On Tuesday, US stocks closed higher, marking a six-gain streak in seven sessions and bolstered primarily by technology shares amid optimistic rate cut prospects. Earlier in the week, however, equities had experienced a dip due to weak manufacturing data, climbing Treasury yields as Japanese bond yields surged, and a decline in Bitcoin alongside crypto-related stocks.

Looking ahead, the upcoming Personal Consumption Expenditures Index, a favored inflation gauge by the Fed, is expected to be a pivotal factor influencing market expectations ahead of the central bank’s decision next week. Concurrently, markets are keeping a close watch on potential successors to Fed Chair Jerome Powell, as rumors circulate surrounding White House economic adviser Kevin Hassett as a leading candidate. President Trump has signaled plans to announce his choice early next year.

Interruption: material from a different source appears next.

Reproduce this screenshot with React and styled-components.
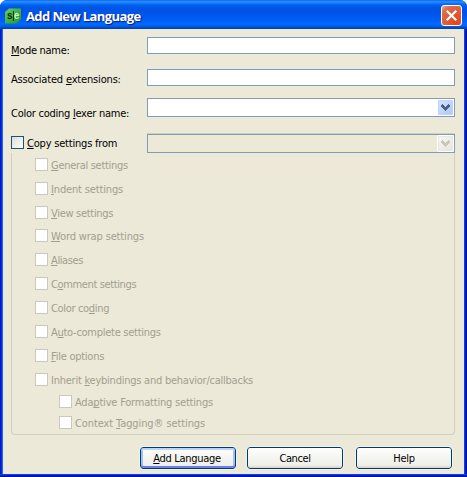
import React from "react";
import styled, { createGlobalStyle, css } from "styled-components";

const GlobalStyle = createGlobalStyle`
  * { box-sizing: border-box; }
  body { margin: 0; background: #fff; font-family: "DejaVu Sans Condensed", "DejaVu Sans", sans-serif; font-stretch: condensed; font-size: 11px; line-height: 13px; color: #000; }
`;

const Window = styled.div`
  width: 467px;
  height: 477px;
  display: flex;
  flex-direction: column;
  overflow: hidden;
  border-radius: 7px 7px 0 0;
  background: linear-gradient(90deg, #0019cf 0 1px, #0831d9 1px 2px, #166aee 2px 3px, #0855dd 3px 464px, #0841e6 464px 465px, #001dd0 465px 466px, #00138c 466px);
`;

const TitleBar = styled.header`
  height: 29px;
  flex: none;
  display: flex;
  align-items: center;
  padding: 2px 5px 0;
  background: linear-gradient(180deg, #0058ee 0, #2a86ff 1px, #288eff 2px, #127dff 3px, #036ffc 4px, #0262ee 5px, #0057e5 7px, #0054e3 10px, #0055eb 14px, #005bf5 19px, #026afe 24px, #0062ef 26px, #0052d6 27px, #0040ab 29px);
`;

const Title = styled.h1`
  margin: 1px auto 0 5px;
  font: 700 13px/20px "Open Sans", sans-serif;
  letter-spacing: -0.6px;
  color: #fff;
  text-shadow: 1px 1px 1px #0a1883;
  white-space: nowrap;
`;

const CloseButton = styled.button`
  width: 21px;
  height: 21px;
  padding: 0;
  display: grid;
  place-items: center;
  border: 1px solid #fff;
  border-radius: 3px;
  background: radial-gradient(circle at 75% 85%, #e2481a 0, #e2542c 35%, #dc6a4e 75%, #f0a694 100%);
`;

const Body = styled.main`
  flex: 1;
  margin: 0 3px;
  padding: 8px 9px 0 8px;
  background: #ece9d8;
`;

const Frame = styled.footer`
  height: 3px;
  flex: none;
  background: linear-gradient(180deg, #0841e6 0 1px, #001dd0 1px 2px, #00138c 2px);
`;

const FieldRow = styled.div`
  display: flex;
  align-items: flex-start;
  height: ${(p) => p.$height}px;
`;

const FieldLabel = styled.label`
  width: 136px;
  flex: none;
  display: flex;
  padding-top: ${(p) => p.$drop || 0}px;
`;

const Caption = styled.span`
  white-space: pre;
  letter-spacing: ${(p) => p.$track || 0}px;
`;

const Mnemonic = styled.span`
  text-decoration: underline;
  text-decoration-thickness: 1px;
  text-underline-offset: 1px;
  text-decoration-skip-ink: none;
`;

const TextInput = styled.input`
  width: 308px;
  height: 17px;
  padding: 0 3px;
  border: 1px solid #7f9db9;
  background: #fff;
`;

const Combo = styled.div`
  width: 308px;
  height: 19px;
  padding: 1px;
  display: flex;
  justify-content: flex-end;
  border: 1px solid #7f9db9;
  background: ${(p) => (p.$disabled ? "#ece9d8" : "#fff")};
  ${(p) => p.$disabled && css`box-shadow: 0 -1px 0 #d0d0bf;`}
`;

const ComboButton = styled.span`
  width: 15px;
  height: 15px;
  display: grid;
  place-items: center;
  border-radius: 1px;
  outline: ${(p) => (p.$disabled ? "1px solid #fff" : "none")};
  border: 1px solid ${(p) => (p.$disabled ? "#e8e8df" : "#c1d3fb")};
  background: ${(p) => (p.$disabled ? "linear-gradient(135deg, #f7f7f4, #e6e6dc)" : "linear-gradient(135deg, #d5e1ff, #aec8f7)")};
`;

const CheckBox = styled.span`
  width: 13px;
  height: 13px;
  flex: none;
  border: 1px solid ${(p) => (p.$disabled ? "#cac8bb" : "#1c5180")};
  background: ${(p) => (p.$disabled ? "#fff" : "linear-gradient(135deg, #dcdcd7, #fff)")};
`;

const CheckRow = styled.label`
  display: flex;
  gap: 3px;
  height: 13px;
  line-height: 15px;
  margin-left: ${(p) => (p.$nested ? 24 : 0)}px;
  margin-top: ${(p) => p.$gap}px;
  color: ${(p) => (p.$disabled ? "#a29e8f" : "#000")};
`;

const Group = styled.section`
  width: 444px;
  height: 282px;
  padding: 5px 0 0 23px;
  border: 1px solid #d0d0bf;
  border-top: 0;
  border-radius: 0 0 4px 4px;
`;

const Actions = styled.div`
  display: flex;
  gap: 11px;
  padding: 12px 0 0 129px;
`;

const PushButton = styled.button`
  width: 96px;
  height: 22px;
  padding: 1px 0 0;
  margin-left: ${(p) => p.$shift || 0}px;
  font: inherit;
  color: #000;
  border: 1px solid #003c74;
  border-radius: 3px;
  background: linear-gradient(180deg, #fff 0, #f6f6f2 40%, #f0f0ea 85%, #d6d0c5 100%);
  outline: 1px solid #f4f2e8;
  ${(p) => p.$primary && css`padding-right: 2px; box-shadow: inset 0 2px 0 #bcd4f6, inset 0 -2px 0 #6982ee, inset 2px 0 0 #a2bef2, inset -2px 0 0 #a2bef2;`}
`;

function Label({ text, track }) {
  const [before, key, after] = text.split("_");
  return (
    <Caption $track={track}>
      {before}
      {key && <Mnemonic>{key}</Mnemonic>}
      {after}
    </Caption>
  );
}

function AppIcon() {
  return (
    <svg width="16" height="16" viewBox="0 0 16 16">
      <defs>
        <linearGradient id="leaf" x1="0" y1="0" x2="1" y2="1">
          <stop offset="0" stopColor="#6fcb68" />
          <stop offset="0.5" stopColor="#3fb043" />
          <stop offset="1" stopColor="#1f9433" />
        </linearGradient>
      </defs>
      <path d="M4 0.5H16V11L11.5 15.5H0V4z" fill="url(#leaf)" />
      <text x="2" y="11" fontFamily="Liberation Sans" fontSize="10" fontWeight="700" fill="#08330c">s</text>
      <text x="8.8" y="11" fontFamily="Liberation Sans" fontSize="10" fontWeight="700" fill="#c4f5bd">e</text>
      <path d="M8.5 3v10" stroke="#08330c" />
    </svg>
  );
}

function Chevron({ color }) {
  return (
    <svg width="9" height="7" viewBox="0 0 9 7" shapeRendering="crispEdges">
      <path d="M1 0h1v1h1v1h1v1h1V2h1V1h1V0h1v1h1v2H8v1H7v1H6v1H5v1H4V6H3V5H2V4H1V3H0V1h1z" fill={color} />
    </svg>
  );
}

const settings = [
  { text: "_G_eneral settings", gap: 0, track: -0.3 },
  { text: "_I_ndent settings", gap: 11, track: -0.15 },
  { text: "_V_iew settings", gap: 11, track: -0.3 },
  { text: "_W_ord wrap settings", gap: 10, track: -0.15 },
  { text: "_A_liases", gap: 11, track: -0.4 },
  { text: "C_o_mment settings", gap: 11, track: -0.37 },
  { text: "Color co_d_ing", gap: 11, track: -0.33 },
  { text: "A_u_to-complete settings", gap: 11, track: -0.27 },
  { text: "_F_ile options", gap: 11, track: -0.25 },
  { text: "Inherit _k_eybindings and behavior/callbacks", gap: 11, track: -0.24 },
  { text: "Ada_p_tive Formatting settings", gap: 9, nested: true, track: -0.2 },
  { text: "Context _T_agging® settings", gap: 8, nested: true, track: -0.1 },
];

export default function App() {
  return (
    <>
      <GlobalStyle />
      <Window>
        <TitleBar>
          <AppIcon />
          <Title>Add New Language</Title>
          <CloseButton aria-label="Close">
            <svg width="13" height="13" viewBox="0 0 13 13">
              <path d="M1.7 1.7l9.6 9.6M11.3 1.7l-9.6 9.6" stroke="#fff" strokeWidth="2.2" />
            </svg>
          </CloseButton>
        </TitleBar>
        <Body>
          <FieldRow $height={32}>
            <FieldLabel $drop={7}><Label text="_M_ode name:" track={-0.3} /></FieldLabel>
            <TextInput />
          </FieldRow>
          <FieldRow $height={29}>
            <FieldLabel $drop={4}><Label text="Associated _e_xtensions:" track={-0.17} /></FieldLabel>
            <TextInput />
          </FieldRow>
          <FieldRow $height={36}>
            <FieldLabel $drop={9}><Label text="Color coding _l_exer name:" track={-0.25} /></FieldLabel>
            <Combo><ComboButton><Chevron color="#4d6185" /></ComboButton></Combo>
          </FieldRow>
          <FieldRow $height={19}>
            <FieldLabel as="div">
              <CheckRow $gap={2}><CheckBox /><Label text="_C_opy settings from" track={-0.2} /></CheckRow>
            </FieldLabel>
            <Combo $disabled><ComboButton $disabled><Chevron color="#c9c7ba" /></ComboButton></Combo>
          </FieldRow>
          <Group>
            {settings.map((s) => (
              <CheckRow key={s.text} $disabled $gap={s.gap} $nested={s.nested}>
                <CheckBox $disabled />
                <Label text={s.text} track={s.track} />
              </CheckRow>
            ))}
          </Group>
          <Actions>
            <PushButton $primary><Label text="_A_dd Language" track={-0.3} /></PushButton>
            <PushButton><Label text="Cancel" track={-0.4} /></PushButton>
            <PushButton $shift={2}><Label text="Help" track={-0.3} /></PushButton>
          </Actions>
        </Body>
        <Frame />
      </Window>
    </>
  );
}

Despite Bitcoin’s recovery, crypto traders remain vigilant. Samer Hasn, market analyst at XS.com, expressed that Bitcoin’s recent stabilization might be obscuring underlying vulnerabilities in the market. He indicated that current dynamics suggest whales continue to offload their holdings, the leverage reset remains incomplete, and no definitive signs of a market bottom have appeared. Additionally, uncertainties concerning the Bank of Japan’s tightening measures and growing concerns over financial balance-sheet risks are contributing to persistent downside pressure in the crypto market.